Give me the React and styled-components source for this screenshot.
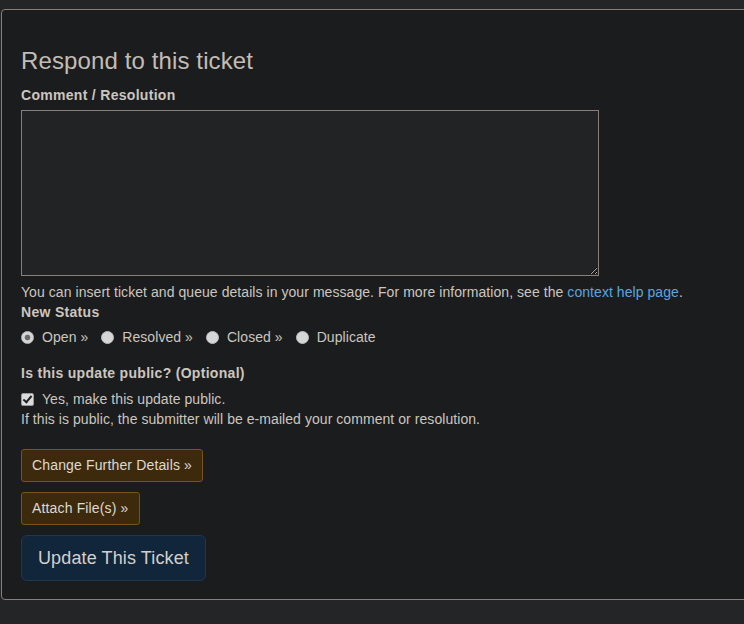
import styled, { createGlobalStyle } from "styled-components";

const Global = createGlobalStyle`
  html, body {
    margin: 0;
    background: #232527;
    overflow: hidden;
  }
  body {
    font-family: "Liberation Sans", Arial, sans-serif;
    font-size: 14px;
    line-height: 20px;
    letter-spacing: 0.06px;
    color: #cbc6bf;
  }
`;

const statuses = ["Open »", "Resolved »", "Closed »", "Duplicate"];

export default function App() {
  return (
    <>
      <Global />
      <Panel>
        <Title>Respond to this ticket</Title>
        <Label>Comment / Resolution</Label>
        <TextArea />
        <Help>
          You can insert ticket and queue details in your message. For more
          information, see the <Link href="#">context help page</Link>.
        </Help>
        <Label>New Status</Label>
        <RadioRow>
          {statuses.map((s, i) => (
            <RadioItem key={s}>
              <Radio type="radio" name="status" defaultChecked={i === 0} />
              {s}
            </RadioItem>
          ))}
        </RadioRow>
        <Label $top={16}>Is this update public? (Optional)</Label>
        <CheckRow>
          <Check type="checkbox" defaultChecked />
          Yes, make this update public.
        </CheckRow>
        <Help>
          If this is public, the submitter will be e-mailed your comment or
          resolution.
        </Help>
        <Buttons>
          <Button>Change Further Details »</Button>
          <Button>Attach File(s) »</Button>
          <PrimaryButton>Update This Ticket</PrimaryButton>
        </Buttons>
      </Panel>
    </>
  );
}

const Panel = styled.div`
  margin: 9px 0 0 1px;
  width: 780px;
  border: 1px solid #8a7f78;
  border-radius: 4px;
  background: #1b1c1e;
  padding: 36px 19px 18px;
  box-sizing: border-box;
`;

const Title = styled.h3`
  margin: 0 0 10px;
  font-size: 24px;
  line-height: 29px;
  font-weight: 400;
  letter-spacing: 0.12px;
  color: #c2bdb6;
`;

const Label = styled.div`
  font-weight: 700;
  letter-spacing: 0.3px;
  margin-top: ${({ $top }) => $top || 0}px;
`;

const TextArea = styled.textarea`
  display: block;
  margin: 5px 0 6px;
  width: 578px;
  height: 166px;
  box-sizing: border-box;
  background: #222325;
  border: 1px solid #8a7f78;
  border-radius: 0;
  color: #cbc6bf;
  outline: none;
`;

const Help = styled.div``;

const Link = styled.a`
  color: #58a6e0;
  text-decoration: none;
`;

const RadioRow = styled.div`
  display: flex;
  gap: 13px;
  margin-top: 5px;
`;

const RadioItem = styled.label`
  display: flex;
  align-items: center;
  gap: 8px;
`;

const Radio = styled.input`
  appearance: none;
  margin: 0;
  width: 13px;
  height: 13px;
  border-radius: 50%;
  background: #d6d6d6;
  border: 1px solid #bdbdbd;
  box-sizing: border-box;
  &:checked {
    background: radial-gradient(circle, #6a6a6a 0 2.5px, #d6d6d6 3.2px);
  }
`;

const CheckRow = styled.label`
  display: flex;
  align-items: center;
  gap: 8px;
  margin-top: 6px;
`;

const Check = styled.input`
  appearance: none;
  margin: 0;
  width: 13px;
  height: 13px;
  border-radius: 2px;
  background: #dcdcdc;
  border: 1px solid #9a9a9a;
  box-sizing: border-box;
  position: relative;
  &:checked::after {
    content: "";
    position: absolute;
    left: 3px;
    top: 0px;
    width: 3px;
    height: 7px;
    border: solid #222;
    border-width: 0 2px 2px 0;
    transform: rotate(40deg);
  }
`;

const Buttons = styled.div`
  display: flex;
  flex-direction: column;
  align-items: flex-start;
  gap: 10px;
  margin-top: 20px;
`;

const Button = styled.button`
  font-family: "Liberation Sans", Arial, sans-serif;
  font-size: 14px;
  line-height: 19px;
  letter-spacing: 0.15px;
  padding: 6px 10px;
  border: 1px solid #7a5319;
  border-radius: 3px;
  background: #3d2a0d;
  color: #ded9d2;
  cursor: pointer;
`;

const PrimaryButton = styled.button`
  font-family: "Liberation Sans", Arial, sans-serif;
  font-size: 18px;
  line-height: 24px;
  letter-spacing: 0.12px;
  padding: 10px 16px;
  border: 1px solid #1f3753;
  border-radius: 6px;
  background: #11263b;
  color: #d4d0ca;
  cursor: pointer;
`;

- - - -

What you are asked to do: Scan the lines for the string "components". Pick out every line that has it.

Written answer:
Give me the React and styled-components source for this screenshot.
import styled, { createGlobalStyle } from "styled-components";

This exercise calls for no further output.